>> Start INFORMATION SUPPLIED

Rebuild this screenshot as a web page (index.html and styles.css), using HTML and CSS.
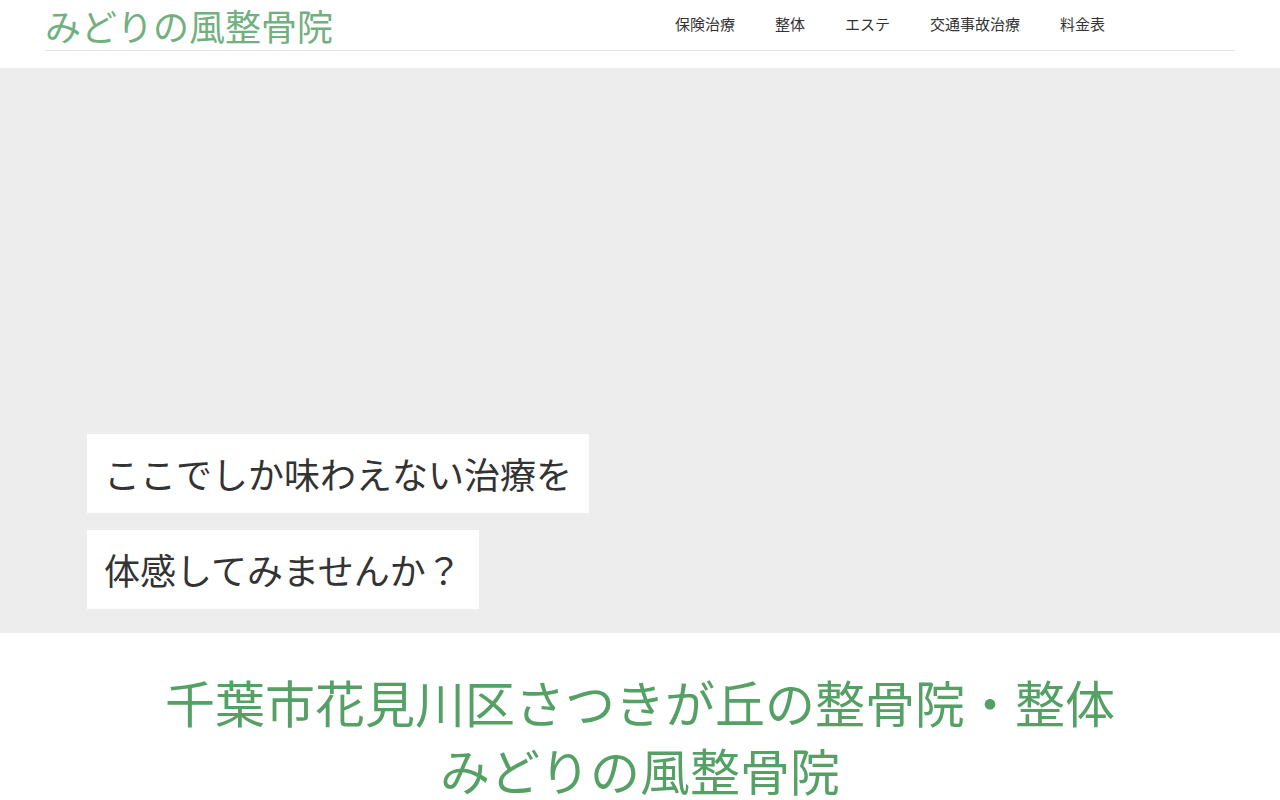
FILE: index.html
```html
<!DOCTYPE html>
<html lang="ja">
<head>
    <meta charset="UTF-8">
    <meta name="viewport" content="width=device-width, initial-scale=1.0">
    <title>みどりの風整骨院</title>
    <link rel="stylesheet" href="styles.css">
</head>
<body>
    <header class="site-header">
        <div class="header-inner">
            <a class="logo" href="#">みどりの風整骨院</a>
            <nav class="main-nav">
                <a href="#">保険治療</a>
                <a href="#">整体</a>
                <a href="#">エステ</a>
                <a href="#">交通事故治療</a>
                <a href="#">料金表</a>
            </nav>
        </div>
    </header>

    <section class="hero">
        <div class="hero-copy">
            <p class="hero-line">ここでしか味わえない治療を</p>
            <p class="hero-line">体感してみませんか？</p>
        </div>
    </section>

    <section class="intro">
        <h1>千葉市花見川区さつきが丘の整骨院・整体<br>みどりの風整骨院</h1>
    </section>
</body>
</html>
```

FILE: styles.css
```css
body {
    font-family: "Noto Sans CJK JP", "Noto Sans", sans-serif;
    background-color: #fff;
    color: #333;
    margin: 0;
    padding: 0;
}

a {
    text-decoration: none;
}

.site-header {
    background-color: #fff;
    padding-bottom: 17px;
}

.header-inner {
    margin: 0 45px;
    height: 51px;
    border-bottom: 1px solid #e6e6e6;
    display: flex;
    align-items: flex-start;
    justify-content: space-between;
    box-sizing: border-box;
}

.logo {
    font-size: 36px;
    line-height: 50px;
    color: #72b080;
}

.main-nav {
    display: flex;
    margin-right: 110px;
}

.main-nav a {
    font-size: 15px;
    line-height: 48px;
    color: #333;
    padding: 0 20px;
}

.hero {
    background-color: #ededed;
    height: 565px;
    display: flex;
    align-items: flex-end;
}

.hero-copy {
    display: flex;
    flex-direction: column;
    align-items: flex-start;
    gap: 17px;
    margin: 0 0 24px 87px;
}

.hero-line {
    margin: 0;
    background-color: #fff;
    font-size: 36px;
    line-height: 79px;
    padding: 0 17px 0 17px;
    color: #333;
}

.intro {
    padding-top: 34px;
    text-align: center;
}

.intro h1 {
    margin: 0;
    font-size: 50px;
    font-weight: normal;
    line-height: 68px;
    color: #55a065;
}
```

>> End INFORMATION SUPPLIED

# WRITTEN REQUEST
Find the word "index" in the data and copy out each line where it turns up.

# ANSWER TO THIS PROBLEM
Rebuild this screenshot as a web page (index.html and styles.css), using HTML and CSS.
FILE: index.html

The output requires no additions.